Since we find that the individuals in question fulfill neither of the alternative tests in ORS 657.040(2), it is not necessary to consider ORS 657.040(1).

Because Ron Mealue was an employe of Thomas Mealue and Clouse, he was also an employe of petitioner for whom unemployment taxes were payable. This result is dictated by ORS 657.025(2) which states:

"Whenever any helper, assistant or employe of an employer engages any other person in the work which said helper, assistant or employe is doing for the employer, with the employer’s actual, constructive or implied knowledge, such employer shall, for all purposes of this chapter, be deemed the employer of such other person, whether such person is paid by the said helper, assistant or employe, or by the employer. All persons employed by an employer in all of his several places of employment maintained within the state shall be treated as employed by a single employer for the purposes of this chapter.”

Affirmed.

In enacting ORS 657.040

"* * * the legislature did not intend to incorporate the common law test for determining the master-servant relationship. Rather, the *164test is to be found by looking at the purpose of the Act. That purpose is served only if the Act is construed broadly enough to include persons who, although independent contractors according to the common law test, are peculiarly subjected to the hazard of unemployment because of the nature of their occupation.” Kirkpatrick v. Peet, 247 Or 204, 212, 428 P2d 405 (1967).

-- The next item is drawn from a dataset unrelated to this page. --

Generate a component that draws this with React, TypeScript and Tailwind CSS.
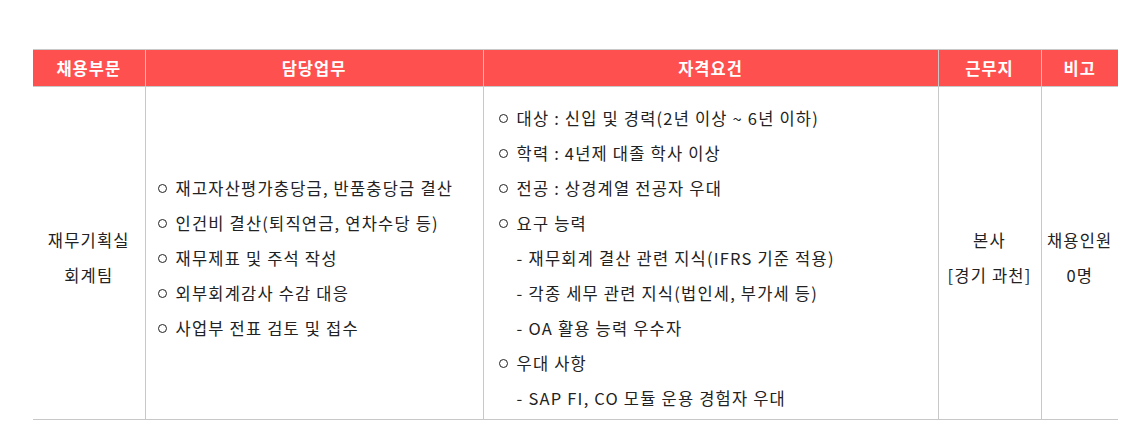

An individual’s furnishing of equipment was not sufficient to classify him as an independent contractor in either Baker v. Cameron, 240 Or 354, 401 P2d 691 (1965), or Unemp. Compensation Com. v. Brown, 225 Or 306, 309, 358 P2d 502 (1960). In Rahoutis v. Unemployment Commission, 171 Or 93, 101, 136 P2d 426 (1943), the court found an individual to be an employe despite the fact he provided his own transportation. Also, an individual’s hiring of workers did not make him an independent contractor. Petrol Stops Northwest v. Morgan, 10 Or App 620, 624, 501 P2d 341 (1972).